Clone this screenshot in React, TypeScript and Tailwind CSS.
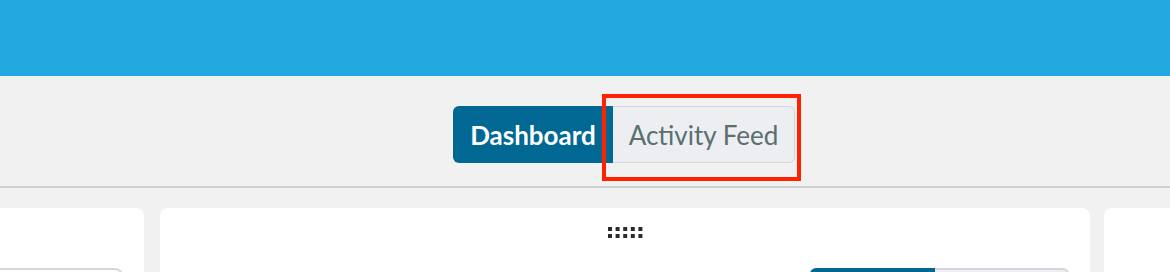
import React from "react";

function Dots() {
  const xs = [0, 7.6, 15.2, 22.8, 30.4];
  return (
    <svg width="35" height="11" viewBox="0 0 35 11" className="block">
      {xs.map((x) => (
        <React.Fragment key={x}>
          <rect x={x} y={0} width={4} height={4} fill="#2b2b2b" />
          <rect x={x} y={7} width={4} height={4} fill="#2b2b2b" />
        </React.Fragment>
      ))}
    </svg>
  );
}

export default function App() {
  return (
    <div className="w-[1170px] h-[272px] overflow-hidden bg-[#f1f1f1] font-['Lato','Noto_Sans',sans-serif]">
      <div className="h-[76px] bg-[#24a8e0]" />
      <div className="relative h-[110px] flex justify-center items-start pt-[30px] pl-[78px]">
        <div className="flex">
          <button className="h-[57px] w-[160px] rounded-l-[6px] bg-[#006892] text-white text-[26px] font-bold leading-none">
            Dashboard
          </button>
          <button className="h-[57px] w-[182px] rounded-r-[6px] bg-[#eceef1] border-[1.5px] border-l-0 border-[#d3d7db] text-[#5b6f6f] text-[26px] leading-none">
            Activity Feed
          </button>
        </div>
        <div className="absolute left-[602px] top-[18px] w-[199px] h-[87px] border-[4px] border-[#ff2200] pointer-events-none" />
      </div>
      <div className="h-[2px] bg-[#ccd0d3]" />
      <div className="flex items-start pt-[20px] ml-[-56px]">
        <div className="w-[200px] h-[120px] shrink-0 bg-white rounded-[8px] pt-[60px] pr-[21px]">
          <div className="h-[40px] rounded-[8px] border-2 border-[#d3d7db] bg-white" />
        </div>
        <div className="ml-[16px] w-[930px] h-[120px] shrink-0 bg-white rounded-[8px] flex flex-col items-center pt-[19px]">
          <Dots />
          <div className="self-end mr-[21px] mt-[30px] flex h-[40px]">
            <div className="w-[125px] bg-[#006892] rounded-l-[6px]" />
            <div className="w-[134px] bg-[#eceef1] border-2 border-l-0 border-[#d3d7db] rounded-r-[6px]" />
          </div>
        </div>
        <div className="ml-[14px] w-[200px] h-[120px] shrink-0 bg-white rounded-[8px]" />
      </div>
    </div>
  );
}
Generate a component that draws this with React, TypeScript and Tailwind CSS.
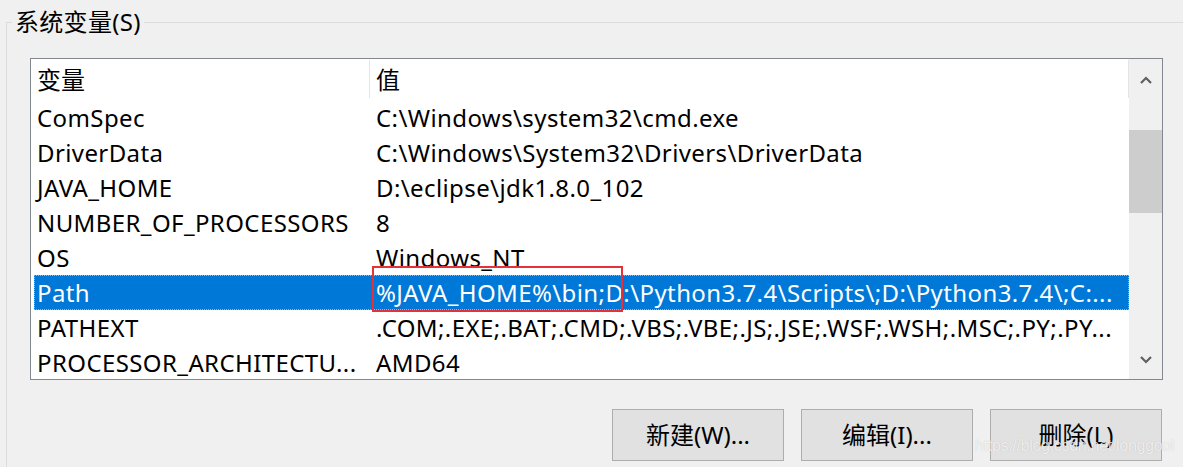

• • • • • • •

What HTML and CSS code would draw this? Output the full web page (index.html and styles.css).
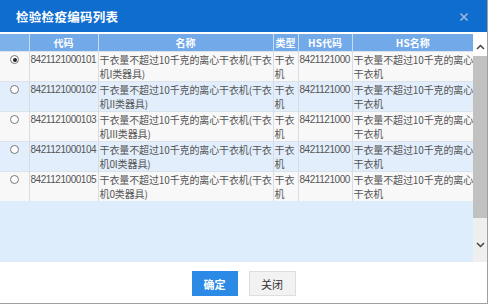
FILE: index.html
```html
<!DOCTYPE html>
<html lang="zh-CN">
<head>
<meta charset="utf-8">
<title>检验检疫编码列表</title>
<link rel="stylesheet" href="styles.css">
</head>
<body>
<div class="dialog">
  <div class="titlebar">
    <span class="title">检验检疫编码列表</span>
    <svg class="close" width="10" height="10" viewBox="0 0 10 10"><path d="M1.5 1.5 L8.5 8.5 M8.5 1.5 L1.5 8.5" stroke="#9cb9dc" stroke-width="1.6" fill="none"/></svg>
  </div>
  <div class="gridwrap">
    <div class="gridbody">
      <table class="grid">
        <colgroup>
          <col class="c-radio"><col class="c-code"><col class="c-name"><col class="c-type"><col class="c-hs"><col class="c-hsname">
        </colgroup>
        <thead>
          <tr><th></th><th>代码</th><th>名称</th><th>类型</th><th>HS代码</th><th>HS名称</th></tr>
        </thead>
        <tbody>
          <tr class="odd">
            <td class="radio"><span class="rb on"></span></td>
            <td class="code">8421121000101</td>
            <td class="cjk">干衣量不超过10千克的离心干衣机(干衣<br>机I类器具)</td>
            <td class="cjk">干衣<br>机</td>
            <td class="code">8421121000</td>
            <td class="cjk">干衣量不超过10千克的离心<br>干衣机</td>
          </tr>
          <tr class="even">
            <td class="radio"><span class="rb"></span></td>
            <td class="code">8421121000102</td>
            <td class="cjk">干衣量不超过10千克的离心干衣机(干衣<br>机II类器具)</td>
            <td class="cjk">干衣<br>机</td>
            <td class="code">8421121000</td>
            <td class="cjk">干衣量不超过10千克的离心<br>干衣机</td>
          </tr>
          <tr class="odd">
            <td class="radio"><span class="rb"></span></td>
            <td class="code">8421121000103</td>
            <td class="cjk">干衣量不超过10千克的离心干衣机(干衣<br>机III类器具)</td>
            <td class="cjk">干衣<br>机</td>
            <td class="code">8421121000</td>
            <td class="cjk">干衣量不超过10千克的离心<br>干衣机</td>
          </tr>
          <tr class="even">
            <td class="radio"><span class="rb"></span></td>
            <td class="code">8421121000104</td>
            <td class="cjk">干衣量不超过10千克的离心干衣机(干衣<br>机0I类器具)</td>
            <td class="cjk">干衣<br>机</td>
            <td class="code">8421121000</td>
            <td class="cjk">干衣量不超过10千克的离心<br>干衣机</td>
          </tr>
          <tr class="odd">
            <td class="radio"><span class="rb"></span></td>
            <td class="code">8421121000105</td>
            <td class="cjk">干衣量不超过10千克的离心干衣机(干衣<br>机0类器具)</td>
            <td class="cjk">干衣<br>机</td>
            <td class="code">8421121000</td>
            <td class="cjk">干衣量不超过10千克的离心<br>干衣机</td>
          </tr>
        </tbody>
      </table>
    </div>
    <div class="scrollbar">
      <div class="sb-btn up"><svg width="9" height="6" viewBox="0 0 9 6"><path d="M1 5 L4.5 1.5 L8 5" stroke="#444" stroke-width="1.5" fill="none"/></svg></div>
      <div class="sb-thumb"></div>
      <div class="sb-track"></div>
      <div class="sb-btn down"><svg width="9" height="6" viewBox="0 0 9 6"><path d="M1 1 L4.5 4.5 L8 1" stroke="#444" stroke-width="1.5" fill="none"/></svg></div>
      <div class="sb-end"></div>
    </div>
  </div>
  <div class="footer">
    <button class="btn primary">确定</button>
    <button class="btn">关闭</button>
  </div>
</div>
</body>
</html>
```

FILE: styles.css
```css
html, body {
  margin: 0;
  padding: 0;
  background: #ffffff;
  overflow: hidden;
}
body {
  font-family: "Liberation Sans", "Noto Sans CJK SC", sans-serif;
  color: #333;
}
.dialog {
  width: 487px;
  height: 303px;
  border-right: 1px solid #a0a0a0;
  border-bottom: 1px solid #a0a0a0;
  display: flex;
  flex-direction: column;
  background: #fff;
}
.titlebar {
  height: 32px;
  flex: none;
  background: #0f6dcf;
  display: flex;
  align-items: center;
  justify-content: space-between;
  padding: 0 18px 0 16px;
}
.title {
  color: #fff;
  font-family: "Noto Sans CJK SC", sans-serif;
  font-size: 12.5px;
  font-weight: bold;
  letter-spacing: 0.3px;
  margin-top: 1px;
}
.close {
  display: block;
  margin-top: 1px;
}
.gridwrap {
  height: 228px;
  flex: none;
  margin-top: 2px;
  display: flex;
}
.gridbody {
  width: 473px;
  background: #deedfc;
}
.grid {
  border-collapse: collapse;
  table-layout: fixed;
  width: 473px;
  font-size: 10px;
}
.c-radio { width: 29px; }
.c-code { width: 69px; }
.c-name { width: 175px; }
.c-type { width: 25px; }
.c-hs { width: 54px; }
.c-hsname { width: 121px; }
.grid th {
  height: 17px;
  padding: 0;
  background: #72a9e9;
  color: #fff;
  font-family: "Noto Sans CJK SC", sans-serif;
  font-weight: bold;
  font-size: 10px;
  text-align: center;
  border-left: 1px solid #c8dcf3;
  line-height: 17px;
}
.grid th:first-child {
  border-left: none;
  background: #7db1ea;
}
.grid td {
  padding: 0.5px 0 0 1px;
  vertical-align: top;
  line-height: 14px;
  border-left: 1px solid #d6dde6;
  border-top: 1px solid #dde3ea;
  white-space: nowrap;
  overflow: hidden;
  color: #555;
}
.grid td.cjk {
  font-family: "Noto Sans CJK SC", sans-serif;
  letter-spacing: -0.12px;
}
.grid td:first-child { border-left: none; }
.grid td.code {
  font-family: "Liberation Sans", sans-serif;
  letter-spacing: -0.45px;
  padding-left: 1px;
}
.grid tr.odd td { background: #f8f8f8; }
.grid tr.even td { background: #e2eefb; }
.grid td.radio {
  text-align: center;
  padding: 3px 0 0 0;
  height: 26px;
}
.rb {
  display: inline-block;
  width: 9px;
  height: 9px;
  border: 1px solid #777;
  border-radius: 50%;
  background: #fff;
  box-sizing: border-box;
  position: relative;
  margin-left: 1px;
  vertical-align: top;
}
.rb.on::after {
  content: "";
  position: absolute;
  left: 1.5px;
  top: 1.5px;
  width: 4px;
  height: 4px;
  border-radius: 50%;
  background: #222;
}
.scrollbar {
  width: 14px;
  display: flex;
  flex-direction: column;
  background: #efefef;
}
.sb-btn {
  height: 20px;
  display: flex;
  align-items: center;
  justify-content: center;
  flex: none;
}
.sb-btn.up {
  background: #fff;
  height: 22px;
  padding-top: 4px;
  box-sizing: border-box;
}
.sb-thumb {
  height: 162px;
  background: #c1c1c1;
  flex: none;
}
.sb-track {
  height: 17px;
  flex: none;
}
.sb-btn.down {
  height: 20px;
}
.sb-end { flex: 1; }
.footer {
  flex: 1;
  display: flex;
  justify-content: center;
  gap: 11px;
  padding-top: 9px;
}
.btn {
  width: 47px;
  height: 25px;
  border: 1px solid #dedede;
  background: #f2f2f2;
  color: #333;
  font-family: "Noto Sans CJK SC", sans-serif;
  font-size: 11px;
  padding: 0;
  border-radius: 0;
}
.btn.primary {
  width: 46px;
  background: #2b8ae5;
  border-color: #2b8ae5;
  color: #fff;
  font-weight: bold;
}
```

• • • • • • •

In the listing above, find the line containing "Clone this screenshot" and the line containing "import React from". Reproduce those lines and all between them exactly, with no pictures and nothing more.

Clone this screenshot in React, TypeScript and Tailwind CSS.
import React from "react";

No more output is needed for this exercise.